MIMIC 2 *** USA 2000 Dir: Jean De Segonzac. 78 mins
Part of Dimension’s assembly line of straight-to-video sequels to theatrical horrors in the 90’s and early 2000’s, this has a surviving MIMIC creature prowling around New York City following a prologue with a Japanese commuter and a suitcase of icky things. Entomologist Alix Koromzay discovers the monster in her midst after it kills the latest in a series of losers she has dated. Realising the creature can mimic specific humans rather than merely aping the human form, she winds up trapped in her wrecked school by the beast, along with a pupil who has a crush on her and a cop (Bruno Campos). Although the school is a poor substitute for the eerie subway labyrinth of Del Toro’s film, this is slickly directed and well shot, with a funny, resilient heroine who doesn’t look like the typical female horror protagonist (though gets a gratuitous stripping-down-to-her-vest moment). Budgetary restrictions ensures the largely CGI flying beasties of MIMIC are replaced with a solitary, throwback man in a monster suit, while the gloopy, mutating clones of murdered characters again resemble monster moments from Carpenter’s THE THING. Even at this length, it’s a little padded, roping in some shady DOD agents in a pointless subplot, but the finale is effective as Koromzy attempts to communicate with the creature and events don’t pan out quite as you might predict.

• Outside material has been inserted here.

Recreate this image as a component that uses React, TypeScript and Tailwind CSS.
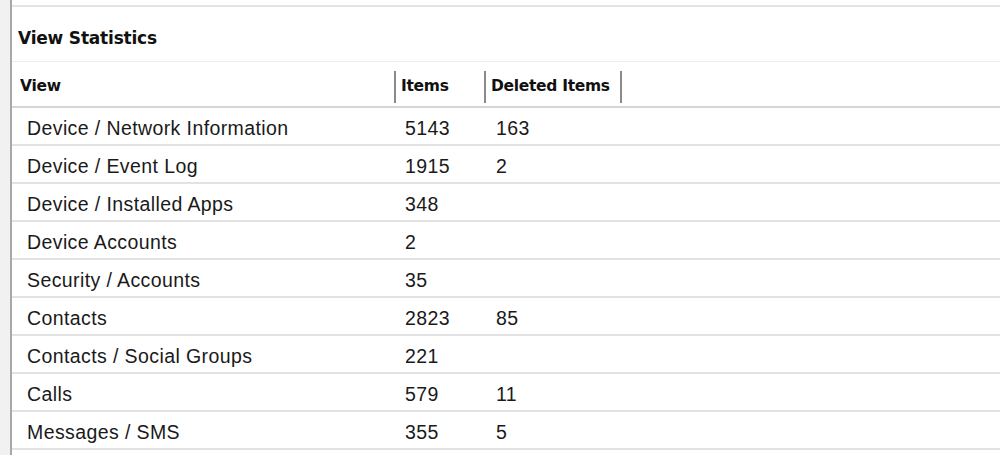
import React from "react";

const rows: [string, string, string][] = [
  ["Device / Network Information", "5143", "163"],
  ["Device / Event Log", "1915", "2"],
  ["Device / Installed Apps", "348", ""],
  ["Device Accounts", "2", ""],
  ["Security / Accounts", "35", ""],
  ["Contacts", "2823", "85"],
  ["Contacts / Social Groups", "221", ""],
  ["Calls", "579", "11"],
  ["Messages / SMS", "355", "5"],
];

export default function App() {
  return (
    <div
      className="w-[1000px] h-[455px] overflow-hidden bg-white flex"
      style={{ fontFamily: '"Liberation Sans", Arial, sans-serif' }}
    >
      <div className="w-[10px] shrink-0 bg-[#f1f1f1]" />
      <div className="w-[2px] shrink-0 bg-[#a8a8a8]" />
      <div className="flex-1 flex flex-col">
        <div className="h-[5px] shrink-0 bg-white" />
        <div className="h-[2px] shrink-0 bg-[#e4e4e4]" />
        <div className="h-[55px] shrink-0 flex items-center pt-[10px] pl-[6px] border-b border-[#ececec]">
          <span
            className="text-[17px] font-bold text-[#111] tracking-[-0.2px]"
            style={{ fontFamily: '"DejaVu Sans", Tahoma, sans-serif' }}
          >
            View Statistics
          </span>
        </div>
        <div
          className="h-[46px] shrink-0 flex items-center pt-[5px] text-[15.5px] font-bold text-[#111] border-b-2 border-[#d6d6d6]"
          style={{ fontFamily: '"DejaVu Sans", Tahoma, sans-serif' }}
        >
          <div className="w-[382px] pl-[8px] tracking-[-0.3px]">View</div>
          <div className="w-[2px] h-[32px] bg-[#8a8a8a]" />
          <div className="w-[88px] pl-[5px] tracking-[-0.3px]">Items</div>
          <div className="w-[2px] h-[32px] bg-[#8a8a8a]" />
          <div className="w-[134px] pl-[5px] tracking-[-0.3px]">Deleted Items</div>
          <div className="w-[2px] h-[32px] bg-[#8a8a8a]" />
        </div>
        {rows.map(([name, items, del]) => (
          <div
            key={name}
            className="h-[38px] shrink-0 flex items-center pt-[5px] text-[19.5px] tracking-[0.4px] text-[#1a1a1a] border-b-2 border-[#e2e2e2]"
          >
            <div className="w-[384px] pl-[15px]">{name}</div>
            <div className="w-[90px] pl-[9px]">{items}</div>
            <div className="pl-[10px]">{del}</div>
          </div>
        ))}
      </div>
    </div>
  );
}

MIMIC 2 is available on Amazon
MIMIC SENTINEL *** USA 2003 Dir: J.T. Petty. 76 mins
Writer- director J.T. Petty rose from modest indies like SOFT FOR DIGGING for this Hitchcock-influenced shot-in-Romania second sequel. It opens with a nod to the Del Toro original as a pre-pubescent boy is brutally killed by the insectoid creature. Thereafter, most of the movie, inspired by the structure and form of REAR WINDOW, takes place inside or from the perspective of the confined hero’s apartment. Hyper-sensitive 24 year old Karl Geary was one of the last kids to get Strickler’s Disease before the Judas Breed project destroyed the virus and created a whole new problem. Asthmatic and allergic to everything, he’s a recluse with a James Stewart-like fixation on watching and photographing those living in the opposite apartments; when he sees someone killed on the street below, he and his pals realise new forms of the Judas Breed monsters are in the area. Petty wittily reworks key scenes from REAAR WINDOW, including the hero watching with increasing anxiety as his friends poke around in the apartment of a potentially hostile character. Sadly, Geary’s character isn’t much fun to be around, and his performance oddly flat. The supporting cast has more luster: Lance Henrisken is fun as always as an eccentric who literally wrote the book on the Judas Breed, Amanda Plummer is Geary’s loving but nymphomaniac mom and Alexis Dziena is appealing as his unfeasibly hot sister. There are decent suspense bits and the fast-cut monster gore is efficient, even if the brief CGI elements are as hokey as you’d expect.